Task to carry out :: Nothing outside the lines from the one containing "Output the component" down to the one containing "import React from" belongs in the copy; print that span exactly, both ends included, with pictures removed.

Records shown ::
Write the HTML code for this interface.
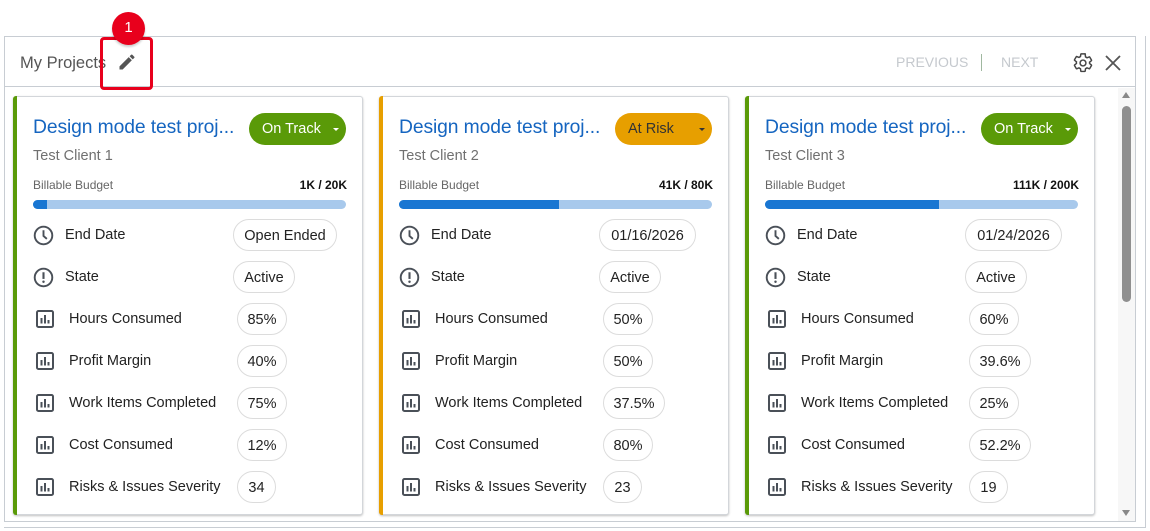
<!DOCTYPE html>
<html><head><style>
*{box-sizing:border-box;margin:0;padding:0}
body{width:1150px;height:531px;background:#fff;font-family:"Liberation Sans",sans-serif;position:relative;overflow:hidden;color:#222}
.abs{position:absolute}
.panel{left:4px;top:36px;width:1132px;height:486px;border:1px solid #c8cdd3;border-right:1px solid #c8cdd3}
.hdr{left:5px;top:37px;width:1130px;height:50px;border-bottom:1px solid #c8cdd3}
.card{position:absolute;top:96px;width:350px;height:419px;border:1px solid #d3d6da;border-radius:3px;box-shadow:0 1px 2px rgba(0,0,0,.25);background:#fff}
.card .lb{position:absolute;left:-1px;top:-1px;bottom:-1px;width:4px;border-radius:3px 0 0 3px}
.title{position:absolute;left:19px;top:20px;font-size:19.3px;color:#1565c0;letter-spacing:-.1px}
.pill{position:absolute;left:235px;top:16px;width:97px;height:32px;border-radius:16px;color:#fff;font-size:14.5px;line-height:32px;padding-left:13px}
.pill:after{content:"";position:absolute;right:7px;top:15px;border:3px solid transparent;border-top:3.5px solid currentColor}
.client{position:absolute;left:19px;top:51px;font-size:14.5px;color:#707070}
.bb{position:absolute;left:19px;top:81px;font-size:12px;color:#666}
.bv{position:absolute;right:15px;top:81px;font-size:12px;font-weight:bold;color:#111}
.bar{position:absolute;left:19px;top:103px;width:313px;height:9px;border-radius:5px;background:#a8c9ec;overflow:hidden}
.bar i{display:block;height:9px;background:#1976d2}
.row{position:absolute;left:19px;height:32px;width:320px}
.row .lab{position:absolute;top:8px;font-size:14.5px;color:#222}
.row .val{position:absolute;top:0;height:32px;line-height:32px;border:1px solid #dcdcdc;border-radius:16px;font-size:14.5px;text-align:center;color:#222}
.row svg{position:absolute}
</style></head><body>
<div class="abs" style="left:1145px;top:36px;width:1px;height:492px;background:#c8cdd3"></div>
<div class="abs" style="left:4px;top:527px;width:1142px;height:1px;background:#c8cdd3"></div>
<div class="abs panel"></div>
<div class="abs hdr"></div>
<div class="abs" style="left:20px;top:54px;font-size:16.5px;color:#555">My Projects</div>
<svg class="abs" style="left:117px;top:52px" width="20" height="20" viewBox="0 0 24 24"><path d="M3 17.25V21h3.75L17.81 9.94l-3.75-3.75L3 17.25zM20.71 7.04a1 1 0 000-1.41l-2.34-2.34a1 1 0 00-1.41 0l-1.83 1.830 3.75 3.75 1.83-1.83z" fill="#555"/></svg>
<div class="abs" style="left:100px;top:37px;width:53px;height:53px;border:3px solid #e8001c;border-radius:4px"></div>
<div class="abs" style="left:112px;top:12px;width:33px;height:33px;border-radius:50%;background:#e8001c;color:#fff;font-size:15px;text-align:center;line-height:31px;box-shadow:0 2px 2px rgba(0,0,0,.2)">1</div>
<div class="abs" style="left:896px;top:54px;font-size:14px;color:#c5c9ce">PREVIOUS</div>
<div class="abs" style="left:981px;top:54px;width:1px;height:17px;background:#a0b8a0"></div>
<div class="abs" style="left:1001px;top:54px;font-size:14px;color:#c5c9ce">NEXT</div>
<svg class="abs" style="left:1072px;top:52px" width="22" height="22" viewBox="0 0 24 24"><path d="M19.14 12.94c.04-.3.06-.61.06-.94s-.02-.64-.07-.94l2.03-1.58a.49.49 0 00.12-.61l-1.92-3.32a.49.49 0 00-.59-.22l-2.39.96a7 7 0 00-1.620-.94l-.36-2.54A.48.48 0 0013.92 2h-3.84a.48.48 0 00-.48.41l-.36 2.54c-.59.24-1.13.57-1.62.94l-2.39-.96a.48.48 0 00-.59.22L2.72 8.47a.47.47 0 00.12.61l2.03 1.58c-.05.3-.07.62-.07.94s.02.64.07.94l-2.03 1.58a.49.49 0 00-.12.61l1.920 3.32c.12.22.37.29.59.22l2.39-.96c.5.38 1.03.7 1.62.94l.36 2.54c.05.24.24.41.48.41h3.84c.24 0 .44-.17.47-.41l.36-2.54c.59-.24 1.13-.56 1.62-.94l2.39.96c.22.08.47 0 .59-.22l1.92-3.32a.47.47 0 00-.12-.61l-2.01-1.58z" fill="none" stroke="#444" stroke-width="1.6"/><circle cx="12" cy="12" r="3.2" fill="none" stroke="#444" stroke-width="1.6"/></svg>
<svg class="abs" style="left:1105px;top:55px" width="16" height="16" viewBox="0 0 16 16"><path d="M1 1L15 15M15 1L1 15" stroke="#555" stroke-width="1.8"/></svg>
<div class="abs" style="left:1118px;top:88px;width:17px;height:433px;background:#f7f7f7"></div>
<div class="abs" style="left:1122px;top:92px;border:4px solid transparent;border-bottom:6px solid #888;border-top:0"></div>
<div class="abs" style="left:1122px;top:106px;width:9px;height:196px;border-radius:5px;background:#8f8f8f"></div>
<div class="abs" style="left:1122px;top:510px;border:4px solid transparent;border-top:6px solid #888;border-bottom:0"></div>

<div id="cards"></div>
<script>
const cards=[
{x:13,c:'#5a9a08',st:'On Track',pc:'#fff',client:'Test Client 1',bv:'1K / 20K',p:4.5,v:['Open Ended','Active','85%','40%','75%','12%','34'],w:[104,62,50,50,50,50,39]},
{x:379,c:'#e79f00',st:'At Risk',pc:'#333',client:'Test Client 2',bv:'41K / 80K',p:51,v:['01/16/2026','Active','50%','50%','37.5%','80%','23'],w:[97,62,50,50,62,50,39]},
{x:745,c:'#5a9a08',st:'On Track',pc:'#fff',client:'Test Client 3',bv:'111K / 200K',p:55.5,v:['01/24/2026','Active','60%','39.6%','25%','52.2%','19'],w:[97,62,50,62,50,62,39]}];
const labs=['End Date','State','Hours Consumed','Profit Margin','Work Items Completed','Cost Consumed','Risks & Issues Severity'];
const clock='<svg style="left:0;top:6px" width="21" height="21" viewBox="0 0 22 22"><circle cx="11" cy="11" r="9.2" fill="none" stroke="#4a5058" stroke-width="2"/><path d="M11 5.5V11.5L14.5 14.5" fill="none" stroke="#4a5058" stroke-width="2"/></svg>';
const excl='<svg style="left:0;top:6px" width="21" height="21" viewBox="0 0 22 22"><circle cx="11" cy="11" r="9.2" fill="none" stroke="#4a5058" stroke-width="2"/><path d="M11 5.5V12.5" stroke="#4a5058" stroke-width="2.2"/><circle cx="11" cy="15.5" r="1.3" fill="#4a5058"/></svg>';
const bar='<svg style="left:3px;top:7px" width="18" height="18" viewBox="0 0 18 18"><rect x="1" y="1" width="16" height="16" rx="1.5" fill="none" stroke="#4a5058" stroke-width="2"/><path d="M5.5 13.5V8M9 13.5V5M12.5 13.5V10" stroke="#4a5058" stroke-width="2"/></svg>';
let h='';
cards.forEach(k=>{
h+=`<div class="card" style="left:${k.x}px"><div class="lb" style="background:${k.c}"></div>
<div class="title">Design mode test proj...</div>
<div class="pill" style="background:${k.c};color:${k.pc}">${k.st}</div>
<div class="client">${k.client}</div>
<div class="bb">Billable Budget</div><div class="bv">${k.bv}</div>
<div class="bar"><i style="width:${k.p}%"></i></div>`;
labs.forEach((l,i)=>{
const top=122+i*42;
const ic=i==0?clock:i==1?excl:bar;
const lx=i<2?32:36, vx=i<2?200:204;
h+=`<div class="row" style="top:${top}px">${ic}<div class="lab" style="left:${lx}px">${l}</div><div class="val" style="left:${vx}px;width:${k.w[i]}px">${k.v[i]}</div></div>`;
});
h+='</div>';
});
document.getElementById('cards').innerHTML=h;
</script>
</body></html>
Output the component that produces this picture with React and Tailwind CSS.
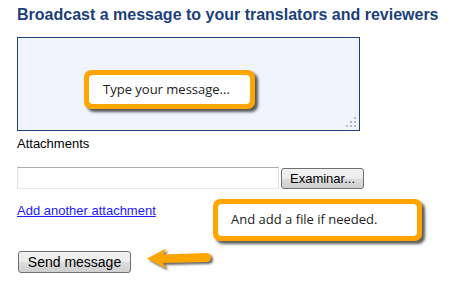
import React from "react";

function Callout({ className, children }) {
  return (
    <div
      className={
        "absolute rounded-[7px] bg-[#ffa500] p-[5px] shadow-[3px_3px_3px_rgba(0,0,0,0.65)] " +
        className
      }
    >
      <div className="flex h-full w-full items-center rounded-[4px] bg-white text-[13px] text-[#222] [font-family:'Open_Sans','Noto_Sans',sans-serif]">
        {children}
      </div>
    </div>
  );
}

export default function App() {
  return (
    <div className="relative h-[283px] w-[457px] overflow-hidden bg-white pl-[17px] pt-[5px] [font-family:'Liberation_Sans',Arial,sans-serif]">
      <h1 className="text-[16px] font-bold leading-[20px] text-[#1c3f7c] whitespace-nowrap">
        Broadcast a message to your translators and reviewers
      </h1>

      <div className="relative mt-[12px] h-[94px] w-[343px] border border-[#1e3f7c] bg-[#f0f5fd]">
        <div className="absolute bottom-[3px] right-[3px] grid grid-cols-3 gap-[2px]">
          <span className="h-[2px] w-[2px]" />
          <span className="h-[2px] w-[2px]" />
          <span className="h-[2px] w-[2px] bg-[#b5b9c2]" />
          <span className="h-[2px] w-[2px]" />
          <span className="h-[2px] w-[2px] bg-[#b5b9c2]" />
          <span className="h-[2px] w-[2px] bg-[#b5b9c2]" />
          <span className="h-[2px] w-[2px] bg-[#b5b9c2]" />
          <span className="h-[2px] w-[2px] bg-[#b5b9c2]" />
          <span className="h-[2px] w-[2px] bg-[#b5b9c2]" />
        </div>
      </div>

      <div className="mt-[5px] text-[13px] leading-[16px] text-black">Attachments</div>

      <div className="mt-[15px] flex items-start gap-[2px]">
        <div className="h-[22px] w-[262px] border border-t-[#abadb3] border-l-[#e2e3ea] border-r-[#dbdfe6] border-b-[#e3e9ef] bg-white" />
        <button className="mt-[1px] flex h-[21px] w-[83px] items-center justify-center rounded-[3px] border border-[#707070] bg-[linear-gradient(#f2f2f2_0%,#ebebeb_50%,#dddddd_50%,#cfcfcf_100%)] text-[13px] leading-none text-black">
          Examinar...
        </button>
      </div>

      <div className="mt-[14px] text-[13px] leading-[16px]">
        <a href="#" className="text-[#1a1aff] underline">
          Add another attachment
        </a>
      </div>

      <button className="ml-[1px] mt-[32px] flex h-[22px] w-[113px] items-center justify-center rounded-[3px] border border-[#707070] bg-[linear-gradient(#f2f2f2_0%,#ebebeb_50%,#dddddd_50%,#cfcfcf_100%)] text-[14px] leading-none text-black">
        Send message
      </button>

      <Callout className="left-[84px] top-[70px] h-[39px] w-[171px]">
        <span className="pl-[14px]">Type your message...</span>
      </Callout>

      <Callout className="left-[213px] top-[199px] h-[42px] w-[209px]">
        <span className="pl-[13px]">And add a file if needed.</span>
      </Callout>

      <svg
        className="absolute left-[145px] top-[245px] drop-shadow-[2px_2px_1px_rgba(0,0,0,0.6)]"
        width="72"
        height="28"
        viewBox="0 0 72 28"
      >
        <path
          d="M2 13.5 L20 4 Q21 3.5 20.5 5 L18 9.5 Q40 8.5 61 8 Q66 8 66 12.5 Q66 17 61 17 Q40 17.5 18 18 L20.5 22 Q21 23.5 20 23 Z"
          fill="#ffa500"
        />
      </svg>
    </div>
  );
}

Output of the exercise ::
Output the component that produces this picture with React and Tailwind CSS.
import React from "react";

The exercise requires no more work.